A man needs porn more than he needs poetry, and he can rarely tell the difference.

A man needs his ego stroked as often as his cock, and he can rarely tell the difference.

A man needs a set of tools, to construct the world to fit his own.

But what man needs most is a welders helmet, so he might see the truth if enough flame is shined upon it without becoming blind to everything else.

*Sidenote: There's nothing sexy about jaded over-generalizations, which is why a man is not everyman, just the persistant mid-life crisis-ers. ;)

Saturday, January 8, 2011

She


She would never sell her seashells, she keeps the shore on a shelf, in a glass vase meant for blossoms. The ephemeral bloom exchanged for lasting Floridian flowers in the lapping tides of love and loss. The gulf winds turn gently. Shifting sands awaken her dreams, stretching her heart strings beyond the farthest reaches of sight. She steps into the glowing mist of sunrise stealing a final glance at the broken road behind her and whispers goodbye with equal measures of both sorrow and joy.





How apt

The color of death is not blue, or black, or gray.
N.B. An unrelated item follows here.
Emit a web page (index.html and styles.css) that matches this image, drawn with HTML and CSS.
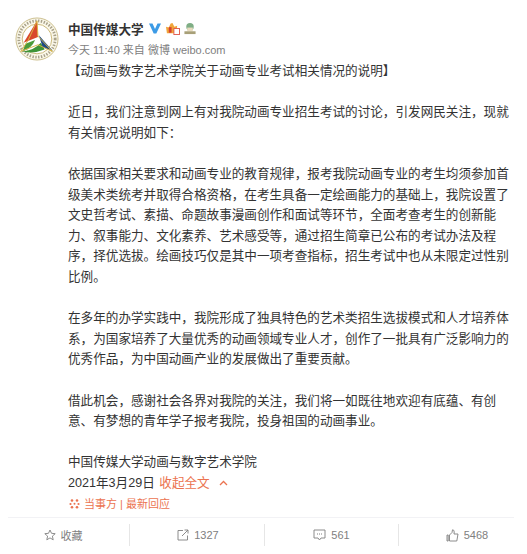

The color of death is yellow.

Saturday, January 1, 2011

Butterfly In Reverse

I've been having trouble trying to tap into the ethereal realm where I have always kept a part of me. Articulation speaks louder in action yet in some backward falling motion the sentimental notion arises that "the butterfly in reverse here is me."

I've been in reflection mode. Not the kind of reflection where two mirrors facing each other with a flame between them create some grand and glorious infinite sparkle, but the other kind of reflection... the kind where you sit in front of the fire and face into the mirror gazing deeply into the darkest shadows of your silhouette.

I've come away with a small token of appreciation for the hardships and heart-ache this past year has brought me. A tiny smudge of gold powder has been marked across the bridge of my nose signifying what the past few weeks of reflecting has given me. It was by far the most difficult and painful year of my entire life, but I can hardly count it as the worst. It was certainly my most lived, my most felt, my most adventurous, and without a doubt... my best yet.


In strange places I have met incredible people, in familiar places I have lost the same. I have closed off and I have opened up, I have learned that being open is always better. I have experienced divinity and bliss only to touch the face of ugliness and let its violence embrace me with torment and rage. I have tasted the bitter and the sour and have learned to savor the sweet. I have floated and I have sunk, I have tread the stillest of water and been crushed by oceanic waves. I have been in the valley in awe and admiration of the great mountains, and I have stood atop the tallest peaks I could get to, to lose myself in the marvel of a span of a horizon more vast than I had ever imagined. I have been empty and full and both at once. I have loved. I have lost. I have feared. I have skated. I have fallen. I have broken. I have mended. I have scarred. I have laughed until I cried and cried until I laughed. I have triumphed, completely intact, dreams and all.